Word for word, copy all the data and drop the pictures.

#####

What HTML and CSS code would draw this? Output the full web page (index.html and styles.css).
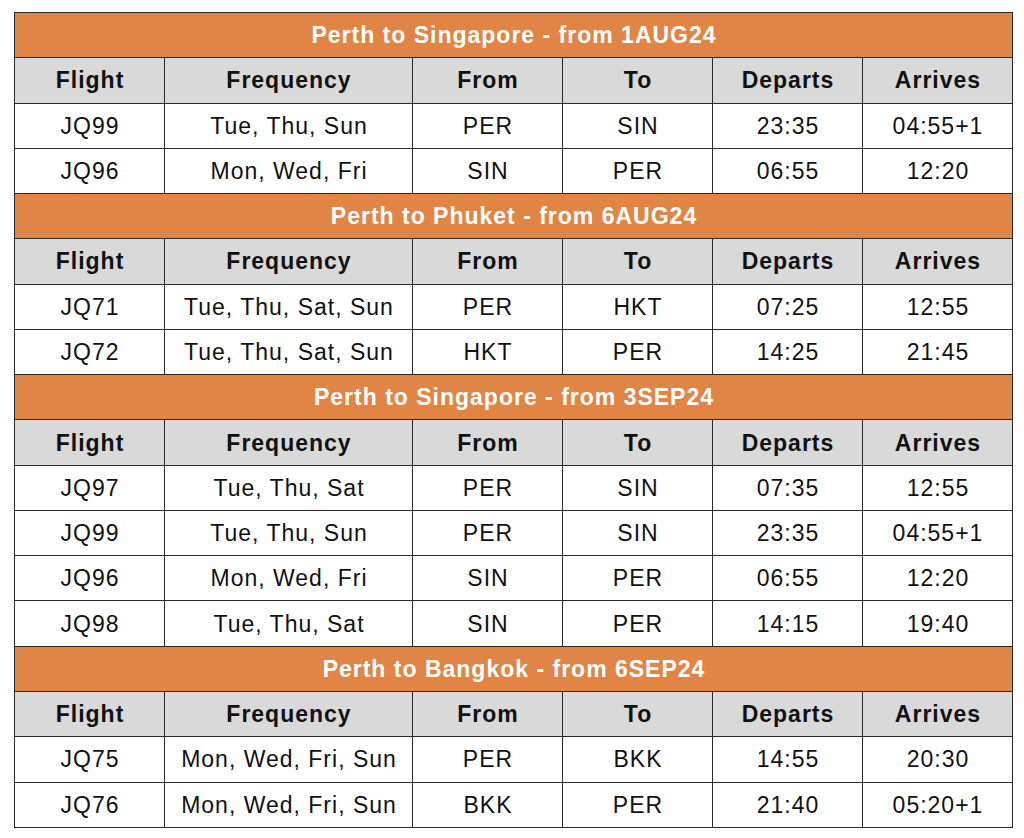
FILE: index.html
```html
<!DOCTYPE html>
<html>
<head>
<meta charset="utf-8">
<link rel="stylesheet" href="styles.css">
</head>
<body>
<table class="schedule">
  <colgroup>
    <col class="c-narrow"><col class="c-wide"><col class="c-narrow"><col class="c-narrow"><col class="c-narrow"><col class="c-narrow">
  </colgroup>
  <tbody>
    <tr class="title"><td colspan="6">Perth to Singapore - from 1AUG24</td></tr>
    <tr class="head"><td>Flight</td><td>Frequency</td><td>From</td><td>To</td><td>Departs</td><td>Arrives</td></tr>
    <tr><td>JQ99</td><td>Tue, Thu, Sun</td><td>PER</td><td>SIN</td><td>23:35</td><td>04:55+1</td></tr>
    <tr><td>JQ96</td><td>Mon, Wed, Fri</td><td>SIN</td><td>PER</td><td>06:55</td><td>12:20</td></tr>
    <tr class="title"><td colspan="6">Perth to Phuket - from 6AUG24</td></tr>
    <tr class="head"><td>Flight</td><td>Frequency</td><td>From</td><td>To</td><td>Departs</td><td>Arrives</td></tr>
    <tr><td>JQ71</td><td>Tue, Thu, Sat, Sun</td><td>PER</td><td>HKT</td><td>07:25</td><td>12:55</td></tr>
    <tr><td>JQ72</td><td>Tue, Thu, Sat, Sun</td><td>HKT</td><td>PER</td><td>14:25</td><td>21:45</td></tr>
    <tr class="title"><td colspan="6">Perth to Singapore - from 3SEP24</td></tr>
    <tr class="head"><td>Flight</td><td>Frequency</td><td>From</td><td>To</td><td>Departs</td><td>Arrives</td></tr>
    <tr><td>JQ97</td><td>Tue, Thu, Sat</td><td>PER</td><td>SIN</td><td>07:35</td><td>12:55</td></tr>
    <tr><td>JQ99</td><td>Tue, Thu, Sun</td><td>PER</td><td>SIN</td><td>23:35</td><td>04:55+1</td></tr>
    <tr><td>JQ96</td><td>Mon, Wed, Fri</td><td>SIN</td><td>PER</td><td>06:55</td><td>12:20</td></tr>
    <tr><td>JQ98</td><td>Tue, Thu, Sat</td><td>SIN</td><td>PER</td><td>14:15</td><td>19:40</td></tr>
    <tr class="title"><td colspan="6">Perth to Bangkok - from 6SEP24</td></tr>
    <tr class="head"><td>Flight</td><td>Frequency</td><td>From</td><td>To</td><td>Departs</td><td>Arrives</td></tr>
    <tr><td>JQ75</td><td>Mon, Wed, Fri, Sun</td><td>PER</td><td>BKK</td><td>14:55</td><td>20:30</td></tr>
    <tr><td>JQ76</td><td>Mon, Wed, Fri, Sun</td><td>BKK</td><td>PER</td><td>21:40</td><td>05:20+1</td></tr>
  </tbody>
</table>
</body>
</html>
```

FILE: styles.css
```css
html, body {
  margin: 0;
  padding: 0;
  background: #ffffff;
}
body {
  font-family: "Liberation Sans", Arial, sans-serif;
  color: #111111;
}
.schedule {
  border-collapse: collapse;
  table-layout: fixed;
  width: 998px;
  margin: 12px 0 0 14px;
}
.c-narrow { width: 150px; }
.c-wide { width: 248px; }
.schedule tr {
  height: 45.28px;
}
.schedule td {
  border: 1.5px solid #2a2a2a;
  padding: 0 0 0 1px;
  text-align: center;
  vertical-align: middle;
  font-size: 23px;
  letter-spacing: 1px;
  line-height: 24px;
  white-space: nowrap;
}
.title td {
  background: #e08545;
  color: #ffffff;
  font-weight: bold;
}
.head td {
  background: #d9d9d9;
  font-weight: bold;
}
```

#####

#### Complete output
What HTML and CSS code would draw this? Output the full web page (index.html and styles.css).
FILE: index.html
```html
<!DOCTYPE html>
<html>
<head>
<meta charset="utf-8">
<link rel="stylesheet" href="styles.css">
</head>
<body>
<table class="schedule">
  <colgroup>
    <col class="c-narrow"><col class="c-wide"><col class="c-narrow"><col class="c-narrow"><col class="c-narrow"><col class="c-narrow">
  </colgroup>
  <tbody>
    <tr class="title"><td colspan="6">Perth to Singapore - from 1AUG24</td></tr>
    <tr class="head"><td>Flight</td><td>Frequency</td><td>From</td><td>To</td><td>Departs</td><td>Arrives</td></tr>
    <tr><td>JQ99</td><td>Tue, Thu, Sun</td><td>PER</td><td>SIN</td><td>23:35</td><td>04:55+1</td></tr>
    <tr><td>JQ96</td><td>Mon, Wed, Fri</td><td>SIN</td><td>PER</td><td>06:55</td><td>12:20</td></tr>
    <tr class="title"><td colspan="6">Perth to Phuket - from 6AUG24</td></tr>
    <tr class="head"><td>Flight</td><td>Frequency</td><td>From</td><td>To</td><td>Departs</td><td>Arrives</td></tr>
    <tr><td>JQ71</td><td>Tue, Thu, Sat, Sun</td><td>PER</td><td>HKT</td><td>07:25</td><td>12:55</td></tr>
    <tr><td>JQ72</td><td>Tue, Thu, Sat, Sun</td><td>HKT</td><td>PER</td><td>14:25</td><td>21:45</td></tr>
    <tr class="title"><td colspan="6">Perth to Singapore - from 3SEP24</td></tr>
    <tr class="head"><td>Flight</td><td>Frequency</td><td>From</td><td>To</td><td>Departs</td><td>Arrives</td></tr>
    <tr><td>JQ97</td><td>Tue, Thu, Sat</td><td>PER</td><td>SIN</td><td>07:35</td><td>12:55</td></tr>
    <tr><td>JQ99</td><td>Tue, Thu, Sun</td><td>PER</td><td>SIN</td><td>23:35</td><td>04:55+1</td></tr>
    <tr><td>JQ96</td><td>Mon, Wed, Fri</td><td>SIN</td><td>PER</td><td>06:55</td><td>12:20</td></tr>
    <tr><td>JQ98</td><td>Tue, Thu, Sat</td><td>SIN</td><td>PER</td><td>14:15</td><td>19:40</td></tr>
    <tr class="title"><td colspan="6">Perth to Bangkok - from 6SEP24</td></tr>
    <tr class="head"><td>Flight</td><td>Frequency</td><td>From</td><td>To</td><td>Departs</td><td>Arrives</td></tr>
    <tr><td>JQ75</td><td>Mon, Wed, Fri, Sun</td><td>PER</td><td>BKK</td><td>14:55</td><td>20:30</td></tr>
    <tr><td>JQ76</td><td>Mon, Wed, Fri, Sun</td><td>BKK</td><td>PER</td><td>21:40</td><td>05:20+1</td></tr>
  </tbody>
</table>
</body>
</html>
```

FILE: styles.css
```css
html, body {
  margin: 0;
  padding: 0;
  background: #ffffff;
}
body {
  font-family: "Liberation Sans", Arial, sans-serif;
  color: #111111;
}
.schedule {
  border-collapse: collapse;
  table-layout: fixed;
  width: 998px;
  margin: 12px 0 0 14px;
}
.c-narrow { width: 150px; }
.c-wide { width: 248px; }
.schedule tr {
  height: 45.28px;
}
.schedule td {
  border: 1.5px solid #2a2a2a;
  padding: 0 0 0 1px;
  text-align: center;
  vertical-align: middle;
  font-size: 23px;
  letter-spacing: 1px;
  line-height: 24px;
  white-space: nowrap;
}
.title td {
  background: #e08545;
  color: #ffffff;
  font-weight: bold;
}
.head td {
  background: #d9d9d9;
  font-weight: bold;
}
```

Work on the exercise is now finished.